2020 ACM Software System Award goes to Margo Seltzer
The Association for Computing Machinery (ACM) awarded UBC computer scientist Dr. Margo Seltzer, Mike Olson, formerly of Cloudera; and Keith Bostic, MongoDB, the 2020 ACM Software System Award for Berkeley DB.
It was an early exemplar of the NoSQL movement and pioneered the “dual-license” approach to software licensing.
Since 1991, Berkeley DB has been a pervasive force underlying the modern internet: It is a part of nearly every POSIX or POSIX-like system, as well as the GNU standard C library (glibc) and many higher-level scripting languages. Berkeley DB was the transactional key/value store for a range of first- and second-generation internet services, including account management, mail and identity servers, online trading platforms and many other software-as-a-service platforms.
As an open source package, Berkeley DB is an invaluable teaching tool, allowing students to see under the hood of a tool that they have grown familiar with by use. The code is clean, well structured, and well documented, as it was designed to be consumed and used by countless software developers.
As originally created by Dr. Seltzer, Olson and Bostic, Berkeley DB was distributed as part of the University of California’s Fourth Berkeley Software Distribution. Seltzer and Bostic subsequently founded Sleepycat Software in 1996 to continue development of Berkeley DB and provide commercial support. Olson joined in 1997, and for 10 years, Berkeley DB was the de facto data store for major web infrastructure.

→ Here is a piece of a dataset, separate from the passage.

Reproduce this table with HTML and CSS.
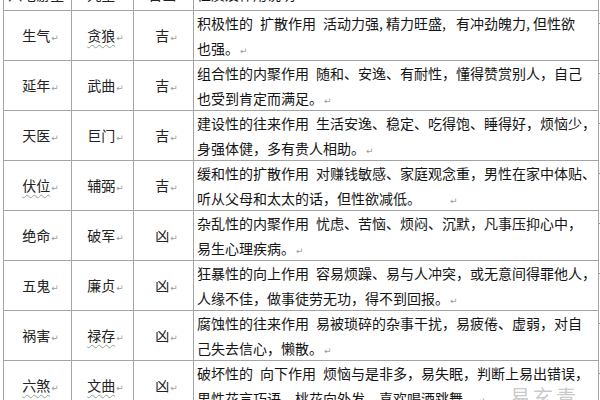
FILE: index.html
```html
<!DOCTYPE html>
<html lang="zh-CN">
<head>
<meta charset="utf-8">
<title>八宅游星</title>
<link rel="stylesheet" href="styles.css">
</head>
<body>
<div class="page">
  <table class="grid">
    <colgroup>
      <col class="c1"><col class="c2"><col class="c3"><col class="c4">
    </colgroup>
    <tr class="head">
      <td class="name">八宅游星<span class="rt">↵</span></td>
      <td class="name">九星<span class="rt">↵</span></td>
      <td class="name">吉凶<span class="rt">↵</span></td>
      <td class="desc">性质及作用说明<span class="rt">↵</span></td>
    </tr>
    <tr>
      <td class="name">生气<span class="rt">↵</span></td>
      <td class="name"><span class="sq">贪狼</span><span class="rt">↵</span></td>
      <td class="name">吉<span class="rt">↵</span></td>
      <td class="desc"><span class="ln">积极性的&ensp;扩散作用&ensp;活动力强, 精力旺盛,&ensp; 有冲劲魄力, 但性欲</span><span class="ln">也强。<span class="rt">↵</span></span></td>
    </tr>
    <tr>
      <td class="name">延年<span class="rt">↵</span></td>
      <td class="name">武曲<span class="rt">↵</span></td>
      <td class="name">吉<span class="rt">↵</span></td>
      <td class="desc"><span class="ln">组合性的内聚作用&ensp;随和、安逸、有耐性，懂得赞赏别人，自己</span><span class="ln">也受到肯定而满足。<span class="rt">↵</span></span></td>
    </tr>
    <tr>
      <td class="name">天医<span class="rt">↵</span></td>
      <td class="name">巨门<span class="rt">↵</span></td>
      <td class="name">吉<span class="rt">↵</span></td>
      <td class="desc"><span class="ln">建设性的往来作用&ensp;生活安逸、稳定、吃得饱、睡得好，烦恼少，</span><span class="ln">身强体健，多有贵人相助。<span class="rt">↵</span></span></td>
    </tr>
    <tr>
      <td class="name"><span class="sq">伏位</span><span class="rt">↵</span></td>
      <td class="name">辅弼<span class="rt">↵</span></td>
      <td class="name">吉<span class="rt">↵</span></td>
      <td class="desc"><span class="ln">缓和性的扩散作用&ensp;对赚钱敏感、家庭观念重，男性在家中体贴、</span><span class="ln">听从父母和太太的话，但性欲减低。&emsp;&emsp;<span class="rt">↵</span></span></td>
    </tr>
    <tr>
      <td class="name">绝命<span class="rt">↵</span></td>
      <td class="name">破军<span class="rt">↵</span></td>
      <td class="name">凶<span class="rt">↵</span></td>
      <td class="desc"><span class="ln">杂乱性的内聚作用&ensp;忧虑、苦恼、烦闷、沉默，凡事压抑心中，</span><span class="ln">易生心理疾病。<span class="rt">↵</span></span></td>
    </tr>
    <tr>
      <td class="name">五鬼<span class="rt">↵</span></td>
      <td class="name">廉贞<span class="rt">↵</span></td>
      <td class="name">凶<span class="rt">↵</span></td>
      <td class="desc"><span class="ln">狂暴性的向上作用&ensp;容易烦躁、易与人冲突，或无意间得罪他人，</span><span class="ln">人缘不佳，做事徒劳无功，得不到回报。<span class="rt">↵</span></span></td>
    </tr>
    <tr>
      <td class="name">祸害<span class="rt">↵</span></td>
      <td class="name"><span class="sq">禄存</span><span class="rt">↵</span></td>
      <td class="name">凶<span class="rt">↵</span></td>
      <td class="desc"><span class="ln">腐蚀性的往来作用&ensp;易被琐碎的杂事干扰，易疲倦、虚弱，对自</span><span class="ln">己失去信心，懒散。<span class="rt">↵</span></span></td>
    </tr>
    <tr>
      <td class="name"><span class="sq">六煞</span><span class="rt">↵</span></td>
      <td class="name"><span class="sq">文曲</span><span class="rt">↵</span></td>
      <td class="name">凶<span class="rt">↵</span></td>
      <td class="desc"><span class="ln">破坏性的&ensp;向下作用&ensp;烦恼与是非多，易失眠，判断上易出错误，</span><span class="ln">男性花言巧语，桃花向外发，喜欢喝酒跳舞。<span class="rt">↵</span></span></td>
    </tr>
  </table>
  <div class="mark">
    <svg class="logo" width="16" height="16" viewBox="0 0 16 16"><circle cx="8" cy="8" r="6.5" fill="none" stroke="currentColor" stroke-width="1.5"/><path d="M5 9.5c1-2 3-3 6-3" fill="none" stroke="currentColor" stroke-width="1.5"/></svg>
    <span>易玄青千</span>
  </div>
</div>
</body>
</html>
```

FILE: styles.css
```css
html, body {
  margin: 0;
  padding: 0;
  background: #ffffff;
}

.page {
  position: relative;
  width: 600px;
  height: 400px;
  overflow: hidden;
  padding-left: 3px;
  box-sizing: border-box;
  font-family: "Noto Sans CJK SC", "Noto Sans", sans-serif;
}

.grid {
  border-collapse: collapse;
  table-layout: fixed;
  width: 595px;
  margin-top: -40px;
}

.c1 { width: 68px; }
.c2 { width: 62px; }
.c3 { width: 60px; }
.c4 { width: 405px; }

.grid td {
  border: 1px solid #a4a4a4;
  padding: 0;
  height: 49px;
  font-size: 14px;
  line-height: 24.5px;
  overflow: hidden;
}

.name {
  text-align: center;
  vertical-align: middle;
  color: #222222;
}

.name .rt {
  margin-right: -6px;
}

.desc {
  vertical-align: top;
  color: #141414;
  padding-left: 3px !important;
  white-space: nowrap;
  position: relative;
  overflow: visible !important;
}

.desc::after {
  content: "";
  position: absolute;
  right: -4px;
  top: 12px;
  width: 3px;
  height: 1px;
  background: #9a9a9a;
}

.grid .head td {
  vertical-align: bottom;
  padding-bottom: 4px;
  height: 45px;
}

.ln {
  display: block;
  height: 24.5px;
}

.rt {
  font-family: "DejaVu Sans", sans-serif;
  font-size: 9px;
  line-height: 0;
  color: #9c9c9c;
  margin-left: 1px;
}

.sq {
  text-decoration: underline wavy #8fa38f;
  text-decoration-thickness: 1px;
  text-underline-offset: 3px;
}

.mark {
  position: absolute;
  left: 488px;
  top: 385px;
  display: flex;
  align-items: center;
  gap: 6px;
  font-size: 20px;
  line-height: 24px;
  letter-spacing: 3px;
  color: rgba(165, 165, 165, 0.6);
  font-family: "Noto Sans CJK SC", sans-serif;
}

.logo {
  flex: none;
}
```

"We used to joke that having an embedded database product meant that Berkeley DB was the industry’s best kept secret," Seltzer said.
As the first production quality, commercial key/value store, it helped launched the NoSQL movement; as the engine behind Amazon’s Dynamo and the University of Michigan’s SLAPD server, Berkeley DB helped move non-relational databases into the public eye.
Sleepycat Software pioneered the “dual-license” model of software licensing: use and redistribution in Open Source applications was always free, and companies could choose a commercial license for support or to distribute Berkeley DB as part of proprietary packages. This model pointed the way for a number of other open source companies, and this innovation has been widely adopted in open source communities. The open source Berkeley DB release includes all the features of the complete commercial version, and developers building prototypes with open source releases suffer no delay when transitioning to a proprietary product that embeds Berkeley DB.
Berkeley DB has been one of the most useful, powerful, reliable, and long-lived software packages. The longevity of Berkeley DB’s contribution is particularly impressive in an industry with frequent software system turnover.
"We were doing our job best when no one knew we existed," said Seltzer. "It’s incredibly exciting to see all that hard work acknowledged all these years later. While Keith, Mike, and I are the formal recipients of this award, Berkeley DB would not have been as influential without the full Sleepycat Software team, our worldwide network of customers, and my colleagues in academia who continue to view Berkeley DB as a worthy benchmark against which to compare modern systems. We accept the award on behalf of all of them."
The ACM Software System Award is presented to an institution or individual(s) recognized for developing a software system that has had a lasting influence, reflected in contributions to concepts, in commercial acceptance, or both. The Software System Award carries a prize of $35,000. Financial support for the Software System Award is provided by IBM.
ACM, the Association for Computing Machinery, is the world’s largest educational and scientific computing society, uniting computing educators, researchers and professionals to inspire dialogue, share resources and address the field’s challenges.